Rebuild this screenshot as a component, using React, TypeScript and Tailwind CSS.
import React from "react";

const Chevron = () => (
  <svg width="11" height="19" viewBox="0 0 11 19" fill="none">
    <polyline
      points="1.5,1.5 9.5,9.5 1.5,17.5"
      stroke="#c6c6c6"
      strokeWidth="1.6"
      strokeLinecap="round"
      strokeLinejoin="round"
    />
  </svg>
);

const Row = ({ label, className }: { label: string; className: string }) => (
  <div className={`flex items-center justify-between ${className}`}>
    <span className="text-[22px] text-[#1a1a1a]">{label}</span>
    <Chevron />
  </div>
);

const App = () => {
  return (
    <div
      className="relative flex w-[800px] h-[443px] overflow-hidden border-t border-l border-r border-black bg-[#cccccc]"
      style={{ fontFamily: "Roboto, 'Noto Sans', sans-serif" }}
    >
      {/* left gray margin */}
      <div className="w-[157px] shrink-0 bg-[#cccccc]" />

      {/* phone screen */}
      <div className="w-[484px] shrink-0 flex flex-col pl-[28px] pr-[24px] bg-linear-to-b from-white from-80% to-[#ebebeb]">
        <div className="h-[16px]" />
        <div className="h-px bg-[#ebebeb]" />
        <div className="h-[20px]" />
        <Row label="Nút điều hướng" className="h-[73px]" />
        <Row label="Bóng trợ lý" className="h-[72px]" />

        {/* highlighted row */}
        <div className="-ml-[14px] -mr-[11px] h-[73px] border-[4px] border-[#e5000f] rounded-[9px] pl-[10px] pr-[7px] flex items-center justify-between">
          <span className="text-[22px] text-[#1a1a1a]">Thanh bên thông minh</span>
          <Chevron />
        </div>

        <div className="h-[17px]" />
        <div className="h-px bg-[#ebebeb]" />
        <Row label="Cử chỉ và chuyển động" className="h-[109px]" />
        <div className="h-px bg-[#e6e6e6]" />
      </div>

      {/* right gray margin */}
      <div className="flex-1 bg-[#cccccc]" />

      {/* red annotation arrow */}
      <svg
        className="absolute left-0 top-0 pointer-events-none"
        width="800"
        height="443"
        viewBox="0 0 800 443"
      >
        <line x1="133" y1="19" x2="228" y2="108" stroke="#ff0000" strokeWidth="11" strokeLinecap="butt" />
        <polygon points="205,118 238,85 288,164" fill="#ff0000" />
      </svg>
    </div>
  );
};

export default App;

◇ ◇ ◇

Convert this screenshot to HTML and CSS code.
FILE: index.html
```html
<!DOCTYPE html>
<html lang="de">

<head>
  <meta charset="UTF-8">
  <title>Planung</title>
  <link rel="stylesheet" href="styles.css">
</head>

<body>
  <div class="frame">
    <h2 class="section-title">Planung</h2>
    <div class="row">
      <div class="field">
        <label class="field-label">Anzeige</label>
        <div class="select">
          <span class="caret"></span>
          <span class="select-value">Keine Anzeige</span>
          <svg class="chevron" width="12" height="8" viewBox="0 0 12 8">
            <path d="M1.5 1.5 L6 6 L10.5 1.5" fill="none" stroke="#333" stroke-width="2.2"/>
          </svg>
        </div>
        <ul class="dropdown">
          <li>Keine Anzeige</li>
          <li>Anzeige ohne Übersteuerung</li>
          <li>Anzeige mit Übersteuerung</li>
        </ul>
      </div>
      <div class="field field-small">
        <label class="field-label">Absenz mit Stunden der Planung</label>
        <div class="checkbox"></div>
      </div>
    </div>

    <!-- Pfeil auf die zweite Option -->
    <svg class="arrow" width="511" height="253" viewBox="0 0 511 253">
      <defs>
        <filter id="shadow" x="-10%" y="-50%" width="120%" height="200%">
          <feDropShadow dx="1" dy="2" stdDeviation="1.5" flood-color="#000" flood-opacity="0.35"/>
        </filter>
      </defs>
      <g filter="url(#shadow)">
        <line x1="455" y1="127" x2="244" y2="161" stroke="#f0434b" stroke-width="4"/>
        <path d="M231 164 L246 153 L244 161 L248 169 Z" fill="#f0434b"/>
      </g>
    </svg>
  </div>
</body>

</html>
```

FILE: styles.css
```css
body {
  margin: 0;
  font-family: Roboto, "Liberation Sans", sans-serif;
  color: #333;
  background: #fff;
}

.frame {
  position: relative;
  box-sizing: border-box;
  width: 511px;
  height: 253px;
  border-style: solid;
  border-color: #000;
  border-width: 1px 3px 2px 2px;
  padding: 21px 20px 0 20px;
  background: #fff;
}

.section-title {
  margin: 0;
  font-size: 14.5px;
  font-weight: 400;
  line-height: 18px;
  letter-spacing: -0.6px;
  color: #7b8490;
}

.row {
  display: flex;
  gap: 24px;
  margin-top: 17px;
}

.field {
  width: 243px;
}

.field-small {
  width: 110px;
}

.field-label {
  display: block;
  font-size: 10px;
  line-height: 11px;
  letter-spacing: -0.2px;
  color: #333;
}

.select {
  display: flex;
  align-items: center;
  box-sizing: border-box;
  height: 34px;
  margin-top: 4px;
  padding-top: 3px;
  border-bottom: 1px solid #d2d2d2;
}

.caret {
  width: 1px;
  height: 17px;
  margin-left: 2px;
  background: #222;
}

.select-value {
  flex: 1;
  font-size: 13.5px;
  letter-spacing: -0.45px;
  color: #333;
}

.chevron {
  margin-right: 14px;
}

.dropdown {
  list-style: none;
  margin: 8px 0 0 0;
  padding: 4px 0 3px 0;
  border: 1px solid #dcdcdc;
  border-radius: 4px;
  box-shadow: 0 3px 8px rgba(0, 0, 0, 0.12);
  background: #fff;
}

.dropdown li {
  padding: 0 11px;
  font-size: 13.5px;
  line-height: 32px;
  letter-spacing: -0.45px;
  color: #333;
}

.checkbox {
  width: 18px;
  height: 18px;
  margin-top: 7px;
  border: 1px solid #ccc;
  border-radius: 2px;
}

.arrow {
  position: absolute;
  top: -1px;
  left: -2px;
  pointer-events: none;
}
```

◇ ◇ ◇

Only the lines from the one bearing "Rebuild this screenshot" through the one bearing "import React from" should be repeated, exactly as given.

Rebuild this screenshot as a component, using React, TypeScript and Tailwind CSS.
import React from "react";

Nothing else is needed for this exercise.